» CHALLENGE: Using the records that follow, copy every line containing the word "React".

(Pages as source code)
════

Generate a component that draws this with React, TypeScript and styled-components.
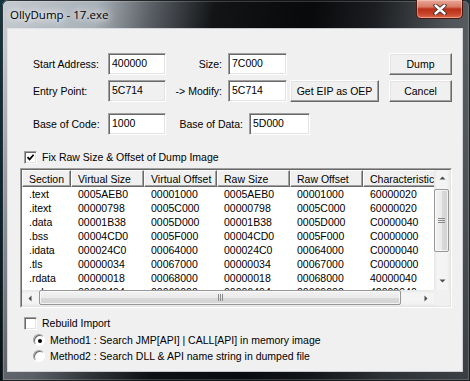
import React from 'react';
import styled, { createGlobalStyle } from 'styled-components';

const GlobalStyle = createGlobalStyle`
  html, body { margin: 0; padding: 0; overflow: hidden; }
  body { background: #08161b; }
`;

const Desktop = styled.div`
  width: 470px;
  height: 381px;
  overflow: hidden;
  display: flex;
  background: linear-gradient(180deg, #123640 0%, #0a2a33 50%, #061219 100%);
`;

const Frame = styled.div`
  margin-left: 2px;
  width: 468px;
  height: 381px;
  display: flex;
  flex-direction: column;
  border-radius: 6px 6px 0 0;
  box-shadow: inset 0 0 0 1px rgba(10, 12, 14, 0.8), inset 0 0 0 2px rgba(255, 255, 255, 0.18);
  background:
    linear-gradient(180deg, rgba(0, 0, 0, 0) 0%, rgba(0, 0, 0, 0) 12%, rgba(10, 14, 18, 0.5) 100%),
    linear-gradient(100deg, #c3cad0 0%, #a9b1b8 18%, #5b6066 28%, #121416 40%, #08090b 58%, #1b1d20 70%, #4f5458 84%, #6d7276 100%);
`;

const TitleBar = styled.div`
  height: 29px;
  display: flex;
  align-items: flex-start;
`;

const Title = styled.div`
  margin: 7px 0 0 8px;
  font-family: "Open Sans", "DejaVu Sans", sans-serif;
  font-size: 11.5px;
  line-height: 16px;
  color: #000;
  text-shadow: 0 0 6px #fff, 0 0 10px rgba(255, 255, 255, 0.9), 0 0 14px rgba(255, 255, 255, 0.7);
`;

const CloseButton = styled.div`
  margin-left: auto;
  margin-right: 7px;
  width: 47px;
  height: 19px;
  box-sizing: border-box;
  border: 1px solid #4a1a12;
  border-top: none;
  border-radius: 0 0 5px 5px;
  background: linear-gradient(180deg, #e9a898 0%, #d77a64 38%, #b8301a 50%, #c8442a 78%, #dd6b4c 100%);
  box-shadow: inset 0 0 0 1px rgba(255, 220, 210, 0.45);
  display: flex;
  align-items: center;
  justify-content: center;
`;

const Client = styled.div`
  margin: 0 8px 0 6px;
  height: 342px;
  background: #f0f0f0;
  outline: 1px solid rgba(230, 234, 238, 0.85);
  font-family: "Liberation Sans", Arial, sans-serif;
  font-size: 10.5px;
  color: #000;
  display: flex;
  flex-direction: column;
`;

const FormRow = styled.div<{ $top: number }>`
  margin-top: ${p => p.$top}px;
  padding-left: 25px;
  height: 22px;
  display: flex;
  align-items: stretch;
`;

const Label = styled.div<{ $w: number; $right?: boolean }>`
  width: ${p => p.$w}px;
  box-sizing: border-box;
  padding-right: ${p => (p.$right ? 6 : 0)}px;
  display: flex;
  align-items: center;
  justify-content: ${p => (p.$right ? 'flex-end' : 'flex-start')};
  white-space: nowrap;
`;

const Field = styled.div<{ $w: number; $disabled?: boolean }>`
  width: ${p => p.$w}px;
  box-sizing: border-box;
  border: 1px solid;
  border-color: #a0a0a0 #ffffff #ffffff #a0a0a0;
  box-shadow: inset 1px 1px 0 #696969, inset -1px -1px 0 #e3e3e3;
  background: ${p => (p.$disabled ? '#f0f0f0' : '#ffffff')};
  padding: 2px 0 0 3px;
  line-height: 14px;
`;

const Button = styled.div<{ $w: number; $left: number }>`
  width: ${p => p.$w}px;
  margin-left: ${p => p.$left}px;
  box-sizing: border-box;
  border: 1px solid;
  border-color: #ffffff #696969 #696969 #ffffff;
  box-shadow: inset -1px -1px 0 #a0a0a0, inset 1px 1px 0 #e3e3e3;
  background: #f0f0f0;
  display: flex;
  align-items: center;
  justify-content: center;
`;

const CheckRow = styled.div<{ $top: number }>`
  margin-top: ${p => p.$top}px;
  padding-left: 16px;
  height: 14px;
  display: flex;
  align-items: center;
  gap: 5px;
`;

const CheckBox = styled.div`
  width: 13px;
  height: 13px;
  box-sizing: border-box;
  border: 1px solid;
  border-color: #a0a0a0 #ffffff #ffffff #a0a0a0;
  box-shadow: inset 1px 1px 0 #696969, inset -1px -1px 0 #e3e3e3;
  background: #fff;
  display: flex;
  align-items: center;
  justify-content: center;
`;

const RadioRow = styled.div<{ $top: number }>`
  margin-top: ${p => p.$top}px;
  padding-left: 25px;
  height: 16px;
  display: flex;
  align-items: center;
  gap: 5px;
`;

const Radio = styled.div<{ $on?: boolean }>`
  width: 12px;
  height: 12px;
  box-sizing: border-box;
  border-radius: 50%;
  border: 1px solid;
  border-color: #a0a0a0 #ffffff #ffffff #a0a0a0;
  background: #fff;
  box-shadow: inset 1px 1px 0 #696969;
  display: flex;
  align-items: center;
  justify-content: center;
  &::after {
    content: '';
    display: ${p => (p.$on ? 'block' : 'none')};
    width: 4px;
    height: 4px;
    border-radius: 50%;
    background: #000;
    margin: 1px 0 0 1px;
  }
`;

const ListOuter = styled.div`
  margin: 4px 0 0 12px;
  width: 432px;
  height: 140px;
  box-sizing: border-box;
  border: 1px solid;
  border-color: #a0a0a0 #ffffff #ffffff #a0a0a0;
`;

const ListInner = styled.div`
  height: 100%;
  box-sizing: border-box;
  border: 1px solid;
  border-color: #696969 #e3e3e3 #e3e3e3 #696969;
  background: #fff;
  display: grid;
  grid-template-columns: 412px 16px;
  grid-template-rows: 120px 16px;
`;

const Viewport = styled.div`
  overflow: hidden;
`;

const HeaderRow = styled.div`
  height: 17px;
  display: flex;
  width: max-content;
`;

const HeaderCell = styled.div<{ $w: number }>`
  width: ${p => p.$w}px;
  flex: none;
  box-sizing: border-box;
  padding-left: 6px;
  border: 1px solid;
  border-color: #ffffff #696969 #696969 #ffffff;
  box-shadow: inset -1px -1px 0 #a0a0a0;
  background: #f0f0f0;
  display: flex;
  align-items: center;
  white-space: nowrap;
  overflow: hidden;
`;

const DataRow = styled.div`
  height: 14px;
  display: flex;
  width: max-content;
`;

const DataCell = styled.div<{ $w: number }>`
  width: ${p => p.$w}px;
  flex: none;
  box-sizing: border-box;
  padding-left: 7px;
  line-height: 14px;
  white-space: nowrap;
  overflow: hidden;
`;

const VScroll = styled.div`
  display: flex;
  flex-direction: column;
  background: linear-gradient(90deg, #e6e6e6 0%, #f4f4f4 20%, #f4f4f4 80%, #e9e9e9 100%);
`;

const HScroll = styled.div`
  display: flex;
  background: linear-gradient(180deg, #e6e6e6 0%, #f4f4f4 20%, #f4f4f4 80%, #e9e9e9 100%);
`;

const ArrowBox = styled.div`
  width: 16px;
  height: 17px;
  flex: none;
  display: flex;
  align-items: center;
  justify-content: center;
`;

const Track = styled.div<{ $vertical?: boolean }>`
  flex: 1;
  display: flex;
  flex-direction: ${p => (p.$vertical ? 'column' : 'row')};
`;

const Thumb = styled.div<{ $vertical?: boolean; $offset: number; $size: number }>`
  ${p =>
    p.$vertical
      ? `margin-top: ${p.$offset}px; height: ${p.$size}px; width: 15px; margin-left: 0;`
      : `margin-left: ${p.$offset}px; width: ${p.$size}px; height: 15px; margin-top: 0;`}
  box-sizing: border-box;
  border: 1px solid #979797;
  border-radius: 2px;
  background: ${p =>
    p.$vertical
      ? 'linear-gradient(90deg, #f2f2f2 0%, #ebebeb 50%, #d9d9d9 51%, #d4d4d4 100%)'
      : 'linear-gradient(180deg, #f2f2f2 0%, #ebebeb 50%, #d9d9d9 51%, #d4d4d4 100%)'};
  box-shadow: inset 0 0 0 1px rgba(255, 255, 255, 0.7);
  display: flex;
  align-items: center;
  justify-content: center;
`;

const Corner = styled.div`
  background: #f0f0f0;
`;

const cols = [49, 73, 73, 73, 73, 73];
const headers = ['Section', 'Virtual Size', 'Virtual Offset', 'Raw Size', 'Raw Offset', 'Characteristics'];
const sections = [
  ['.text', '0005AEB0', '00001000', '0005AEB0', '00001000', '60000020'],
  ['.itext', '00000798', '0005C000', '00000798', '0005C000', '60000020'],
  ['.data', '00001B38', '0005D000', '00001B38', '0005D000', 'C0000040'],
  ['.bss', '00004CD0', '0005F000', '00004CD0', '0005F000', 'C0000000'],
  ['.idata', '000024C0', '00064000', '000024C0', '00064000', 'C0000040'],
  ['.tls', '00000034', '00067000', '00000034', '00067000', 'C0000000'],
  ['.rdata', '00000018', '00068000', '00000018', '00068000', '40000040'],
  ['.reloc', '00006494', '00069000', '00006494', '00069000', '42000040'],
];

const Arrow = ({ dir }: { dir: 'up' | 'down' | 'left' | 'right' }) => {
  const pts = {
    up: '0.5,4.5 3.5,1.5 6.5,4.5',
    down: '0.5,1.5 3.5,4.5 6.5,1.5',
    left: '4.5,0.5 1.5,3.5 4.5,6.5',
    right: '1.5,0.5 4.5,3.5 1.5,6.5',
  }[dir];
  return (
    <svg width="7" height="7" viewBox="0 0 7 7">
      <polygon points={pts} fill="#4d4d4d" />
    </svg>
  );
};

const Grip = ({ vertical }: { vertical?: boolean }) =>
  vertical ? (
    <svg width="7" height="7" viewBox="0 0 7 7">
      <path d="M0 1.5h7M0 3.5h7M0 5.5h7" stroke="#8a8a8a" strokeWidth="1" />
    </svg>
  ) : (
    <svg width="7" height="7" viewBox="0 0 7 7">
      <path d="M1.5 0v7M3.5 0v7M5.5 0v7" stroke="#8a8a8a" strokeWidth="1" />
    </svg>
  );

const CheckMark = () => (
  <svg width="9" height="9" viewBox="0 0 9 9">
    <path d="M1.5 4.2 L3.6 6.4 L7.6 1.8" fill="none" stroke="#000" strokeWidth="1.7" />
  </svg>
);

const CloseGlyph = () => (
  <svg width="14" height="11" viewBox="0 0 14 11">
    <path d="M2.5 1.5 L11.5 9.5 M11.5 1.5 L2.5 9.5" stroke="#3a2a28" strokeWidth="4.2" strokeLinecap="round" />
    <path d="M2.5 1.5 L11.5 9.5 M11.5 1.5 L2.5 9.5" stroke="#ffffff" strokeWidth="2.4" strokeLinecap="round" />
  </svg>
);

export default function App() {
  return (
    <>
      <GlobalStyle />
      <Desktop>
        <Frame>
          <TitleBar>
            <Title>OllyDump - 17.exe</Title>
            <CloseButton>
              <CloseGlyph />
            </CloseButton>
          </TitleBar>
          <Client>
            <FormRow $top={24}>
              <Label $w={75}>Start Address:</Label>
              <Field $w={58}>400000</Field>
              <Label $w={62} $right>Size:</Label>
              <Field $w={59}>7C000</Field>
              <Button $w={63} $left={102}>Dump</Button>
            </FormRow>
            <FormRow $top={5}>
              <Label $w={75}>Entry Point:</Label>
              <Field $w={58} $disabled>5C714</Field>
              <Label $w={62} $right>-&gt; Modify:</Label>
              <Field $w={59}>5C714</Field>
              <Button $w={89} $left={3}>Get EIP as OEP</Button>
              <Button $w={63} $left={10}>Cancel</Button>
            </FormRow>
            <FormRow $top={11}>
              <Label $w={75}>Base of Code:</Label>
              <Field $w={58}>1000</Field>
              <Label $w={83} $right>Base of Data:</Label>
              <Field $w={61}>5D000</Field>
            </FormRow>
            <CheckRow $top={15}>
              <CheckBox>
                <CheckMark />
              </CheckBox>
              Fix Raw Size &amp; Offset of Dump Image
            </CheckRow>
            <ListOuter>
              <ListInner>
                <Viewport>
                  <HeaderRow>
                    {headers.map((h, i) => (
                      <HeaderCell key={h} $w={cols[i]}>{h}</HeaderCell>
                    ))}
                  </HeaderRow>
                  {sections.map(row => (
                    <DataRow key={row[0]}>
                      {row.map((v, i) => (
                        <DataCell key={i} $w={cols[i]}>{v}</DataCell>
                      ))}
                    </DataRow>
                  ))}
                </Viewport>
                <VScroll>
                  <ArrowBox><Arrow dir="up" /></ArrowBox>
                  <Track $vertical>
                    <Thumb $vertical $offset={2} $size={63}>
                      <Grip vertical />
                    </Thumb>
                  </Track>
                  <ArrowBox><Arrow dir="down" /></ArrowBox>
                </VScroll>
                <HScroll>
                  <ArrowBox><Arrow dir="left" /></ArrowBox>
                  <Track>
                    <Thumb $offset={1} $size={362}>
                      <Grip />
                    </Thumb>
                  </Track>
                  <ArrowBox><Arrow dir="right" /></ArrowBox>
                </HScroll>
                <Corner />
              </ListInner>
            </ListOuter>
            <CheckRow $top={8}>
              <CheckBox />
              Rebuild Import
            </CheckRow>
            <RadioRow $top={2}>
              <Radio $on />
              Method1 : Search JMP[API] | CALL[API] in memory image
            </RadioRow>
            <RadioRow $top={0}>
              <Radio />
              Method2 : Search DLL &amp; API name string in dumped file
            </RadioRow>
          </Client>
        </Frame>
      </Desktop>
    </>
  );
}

════

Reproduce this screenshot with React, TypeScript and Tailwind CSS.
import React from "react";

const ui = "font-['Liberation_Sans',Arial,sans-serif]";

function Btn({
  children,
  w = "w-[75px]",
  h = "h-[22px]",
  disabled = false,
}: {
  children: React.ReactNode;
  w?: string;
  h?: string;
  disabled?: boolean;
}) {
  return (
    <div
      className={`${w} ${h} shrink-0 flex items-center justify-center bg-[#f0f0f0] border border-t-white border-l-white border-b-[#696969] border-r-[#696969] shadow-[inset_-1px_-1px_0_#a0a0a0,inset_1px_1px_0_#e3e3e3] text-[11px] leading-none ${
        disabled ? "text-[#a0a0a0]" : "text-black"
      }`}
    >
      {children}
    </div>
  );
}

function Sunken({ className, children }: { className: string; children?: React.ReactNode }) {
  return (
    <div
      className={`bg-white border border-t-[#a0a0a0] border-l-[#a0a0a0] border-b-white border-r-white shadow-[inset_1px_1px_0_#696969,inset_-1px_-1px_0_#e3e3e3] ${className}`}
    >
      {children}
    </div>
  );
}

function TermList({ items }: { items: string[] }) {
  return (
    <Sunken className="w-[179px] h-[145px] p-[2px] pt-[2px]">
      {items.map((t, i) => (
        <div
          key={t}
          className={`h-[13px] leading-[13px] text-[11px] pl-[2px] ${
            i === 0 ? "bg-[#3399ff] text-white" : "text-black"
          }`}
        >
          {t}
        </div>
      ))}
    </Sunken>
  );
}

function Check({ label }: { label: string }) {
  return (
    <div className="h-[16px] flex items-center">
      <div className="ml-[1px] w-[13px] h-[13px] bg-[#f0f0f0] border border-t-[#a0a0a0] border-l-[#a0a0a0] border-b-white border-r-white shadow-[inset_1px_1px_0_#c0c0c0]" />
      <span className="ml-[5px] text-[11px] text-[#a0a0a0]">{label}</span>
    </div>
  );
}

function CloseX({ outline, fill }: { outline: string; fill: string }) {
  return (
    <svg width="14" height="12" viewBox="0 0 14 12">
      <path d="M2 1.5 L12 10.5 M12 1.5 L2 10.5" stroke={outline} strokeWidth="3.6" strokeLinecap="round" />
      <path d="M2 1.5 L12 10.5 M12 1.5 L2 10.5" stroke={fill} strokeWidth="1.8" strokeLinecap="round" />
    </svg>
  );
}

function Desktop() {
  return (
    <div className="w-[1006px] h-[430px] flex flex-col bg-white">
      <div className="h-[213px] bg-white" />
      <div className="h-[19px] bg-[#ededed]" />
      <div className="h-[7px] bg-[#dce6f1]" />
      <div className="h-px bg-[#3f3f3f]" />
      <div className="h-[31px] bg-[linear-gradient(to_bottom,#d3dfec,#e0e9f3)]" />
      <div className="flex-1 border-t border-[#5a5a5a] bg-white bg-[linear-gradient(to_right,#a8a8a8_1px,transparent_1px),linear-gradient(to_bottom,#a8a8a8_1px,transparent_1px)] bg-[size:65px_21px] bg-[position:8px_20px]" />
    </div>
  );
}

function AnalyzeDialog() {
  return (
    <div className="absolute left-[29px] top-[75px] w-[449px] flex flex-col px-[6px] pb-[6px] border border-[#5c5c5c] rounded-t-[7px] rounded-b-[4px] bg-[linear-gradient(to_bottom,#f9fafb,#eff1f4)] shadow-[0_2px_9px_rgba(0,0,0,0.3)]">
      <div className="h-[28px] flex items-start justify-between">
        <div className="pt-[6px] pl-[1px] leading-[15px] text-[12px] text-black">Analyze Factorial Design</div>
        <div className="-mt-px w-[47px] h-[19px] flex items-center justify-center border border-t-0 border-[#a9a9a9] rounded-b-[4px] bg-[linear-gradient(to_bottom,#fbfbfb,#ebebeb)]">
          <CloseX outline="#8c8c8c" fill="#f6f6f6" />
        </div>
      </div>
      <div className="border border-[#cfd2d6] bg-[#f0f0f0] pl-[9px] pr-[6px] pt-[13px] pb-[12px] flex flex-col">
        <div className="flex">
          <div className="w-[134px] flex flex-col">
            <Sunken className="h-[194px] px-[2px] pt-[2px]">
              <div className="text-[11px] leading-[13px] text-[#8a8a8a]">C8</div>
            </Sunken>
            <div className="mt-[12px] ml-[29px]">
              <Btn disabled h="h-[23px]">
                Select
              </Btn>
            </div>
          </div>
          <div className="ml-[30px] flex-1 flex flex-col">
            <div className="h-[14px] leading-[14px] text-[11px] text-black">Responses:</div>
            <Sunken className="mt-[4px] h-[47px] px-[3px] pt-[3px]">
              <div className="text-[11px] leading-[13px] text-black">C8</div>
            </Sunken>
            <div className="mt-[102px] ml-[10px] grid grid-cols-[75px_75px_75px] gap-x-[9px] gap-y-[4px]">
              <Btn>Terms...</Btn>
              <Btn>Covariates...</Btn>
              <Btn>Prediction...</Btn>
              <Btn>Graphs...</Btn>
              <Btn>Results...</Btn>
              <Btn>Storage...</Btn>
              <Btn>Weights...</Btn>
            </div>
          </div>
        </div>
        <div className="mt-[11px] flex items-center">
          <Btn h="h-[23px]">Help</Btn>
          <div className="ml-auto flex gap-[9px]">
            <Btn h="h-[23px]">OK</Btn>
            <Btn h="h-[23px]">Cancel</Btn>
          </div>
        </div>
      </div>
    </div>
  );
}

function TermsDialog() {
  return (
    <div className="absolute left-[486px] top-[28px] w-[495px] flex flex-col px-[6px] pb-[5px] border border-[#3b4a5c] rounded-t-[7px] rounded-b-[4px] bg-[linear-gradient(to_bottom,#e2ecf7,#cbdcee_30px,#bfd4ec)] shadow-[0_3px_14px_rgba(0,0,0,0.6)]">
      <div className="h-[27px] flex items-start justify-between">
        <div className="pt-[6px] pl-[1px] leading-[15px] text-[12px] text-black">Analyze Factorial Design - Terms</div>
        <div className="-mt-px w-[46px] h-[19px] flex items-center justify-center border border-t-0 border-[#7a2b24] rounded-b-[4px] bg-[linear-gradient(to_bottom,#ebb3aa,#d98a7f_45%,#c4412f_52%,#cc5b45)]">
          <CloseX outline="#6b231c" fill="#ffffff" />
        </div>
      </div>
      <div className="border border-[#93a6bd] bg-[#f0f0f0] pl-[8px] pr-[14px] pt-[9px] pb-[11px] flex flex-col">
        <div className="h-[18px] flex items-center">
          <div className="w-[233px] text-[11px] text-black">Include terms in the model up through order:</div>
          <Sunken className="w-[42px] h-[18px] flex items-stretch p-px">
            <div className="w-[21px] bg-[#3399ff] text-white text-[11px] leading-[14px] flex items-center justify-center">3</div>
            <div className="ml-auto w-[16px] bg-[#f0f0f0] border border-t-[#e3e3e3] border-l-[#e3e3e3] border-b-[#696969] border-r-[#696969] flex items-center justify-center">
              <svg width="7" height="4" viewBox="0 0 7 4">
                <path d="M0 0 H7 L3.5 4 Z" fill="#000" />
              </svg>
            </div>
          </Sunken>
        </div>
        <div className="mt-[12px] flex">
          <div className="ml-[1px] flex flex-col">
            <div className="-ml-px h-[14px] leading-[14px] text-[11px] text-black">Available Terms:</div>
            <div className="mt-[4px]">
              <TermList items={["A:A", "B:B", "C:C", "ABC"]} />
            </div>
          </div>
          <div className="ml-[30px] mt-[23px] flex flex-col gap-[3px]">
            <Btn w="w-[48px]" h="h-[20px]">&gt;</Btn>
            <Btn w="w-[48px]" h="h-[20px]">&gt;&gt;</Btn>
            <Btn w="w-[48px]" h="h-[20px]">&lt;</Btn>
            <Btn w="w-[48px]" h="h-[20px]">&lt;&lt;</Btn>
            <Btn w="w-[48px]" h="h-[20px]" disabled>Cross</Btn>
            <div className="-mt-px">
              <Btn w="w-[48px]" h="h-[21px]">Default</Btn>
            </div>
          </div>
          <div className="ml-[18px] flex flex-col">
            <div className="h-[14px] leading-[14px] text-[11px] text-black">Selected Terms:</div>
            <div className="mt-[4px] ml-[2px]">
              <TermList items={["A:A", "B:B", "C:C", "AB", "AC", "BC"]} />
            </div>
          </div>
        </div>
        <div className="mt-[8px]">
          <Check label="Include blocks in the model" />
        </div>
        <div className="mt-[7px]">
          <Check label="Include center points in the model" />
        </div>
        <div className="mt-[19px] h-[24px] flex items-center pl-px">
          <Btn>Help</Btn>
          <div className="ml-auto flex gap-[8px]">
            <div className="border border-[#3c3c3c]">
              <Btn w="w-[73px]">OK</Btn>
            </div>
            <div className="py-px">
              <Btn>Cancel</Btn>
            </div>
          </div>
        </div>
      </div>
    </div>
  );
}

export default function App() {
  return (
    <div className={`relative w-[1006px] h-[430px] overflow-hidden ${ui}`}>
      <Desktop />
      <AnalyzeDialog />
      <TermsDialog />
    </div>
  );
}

════

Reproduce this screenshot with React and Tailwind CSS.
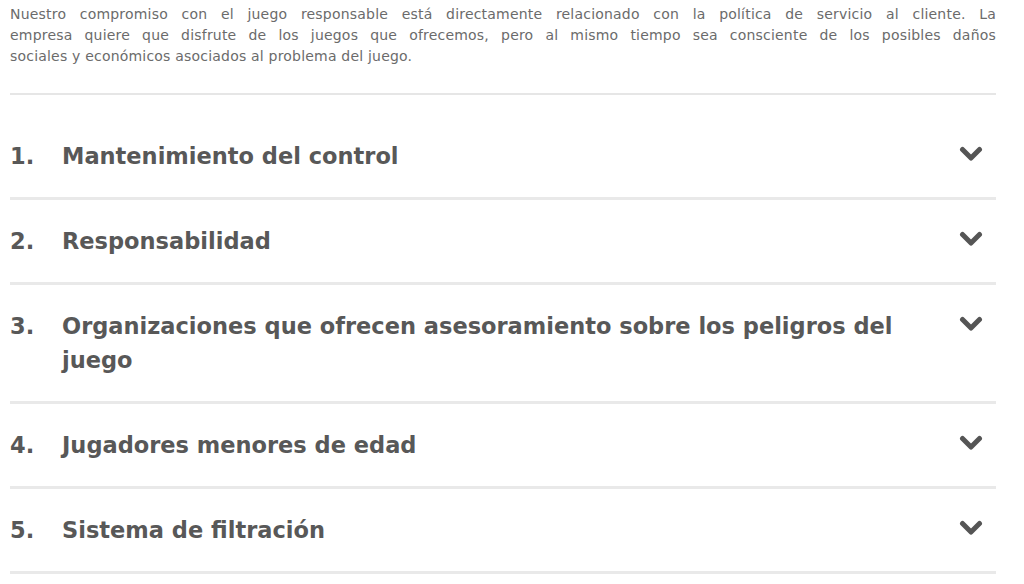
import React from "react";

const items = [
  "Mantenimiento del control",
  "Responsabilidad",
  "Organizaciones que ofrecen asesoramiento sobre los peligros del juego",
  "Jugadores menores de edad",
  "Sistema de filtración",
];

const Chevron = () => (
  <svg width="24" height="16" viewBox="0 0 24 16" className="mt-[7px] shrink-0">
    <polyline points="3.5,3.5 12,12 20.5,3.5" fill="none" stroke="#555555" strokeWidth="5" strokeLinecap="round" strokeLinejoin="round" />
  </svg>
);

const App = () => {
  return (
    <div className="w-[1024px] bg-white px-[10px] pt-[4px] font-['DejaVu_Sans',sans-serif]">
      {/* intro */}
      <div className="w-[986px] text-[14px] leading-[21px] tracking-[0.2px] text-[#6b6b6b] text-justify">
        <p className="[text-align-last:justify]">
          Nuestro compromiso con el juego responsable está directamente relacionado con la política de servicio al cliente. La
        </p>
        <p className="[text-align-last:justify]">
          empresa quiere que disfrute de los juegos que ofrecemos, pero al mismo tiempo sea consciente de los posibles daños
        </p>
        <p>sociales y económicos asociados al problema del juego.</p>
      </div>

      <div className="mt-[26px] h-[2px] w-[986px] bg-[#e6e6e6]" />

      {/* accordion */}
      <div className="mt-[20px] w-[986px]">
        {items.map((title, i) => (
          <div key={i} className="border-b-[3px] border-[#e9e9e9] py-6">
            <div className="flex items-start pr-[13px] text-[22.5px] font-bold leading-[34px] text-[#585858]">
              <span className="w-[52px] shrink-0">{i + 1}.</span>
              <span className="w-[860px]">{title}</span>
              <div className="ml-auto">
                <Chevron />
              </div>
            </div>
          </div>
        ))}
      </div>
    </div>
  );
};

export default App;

════

» FULL SOLUTION:
Generate a component that draws this with React, TypeScript and styled-components.
import React from 'react';
Reproduce this screenshot with React, TypeScript and Tailwind CSS.
import React from "react";
  children: React.ReactNode;
function Sunken({ className, children }: { className: string; children?: React.ReactNode }) {
Reproduce this screenshot with React and Tailwind CSS.
import React from "react";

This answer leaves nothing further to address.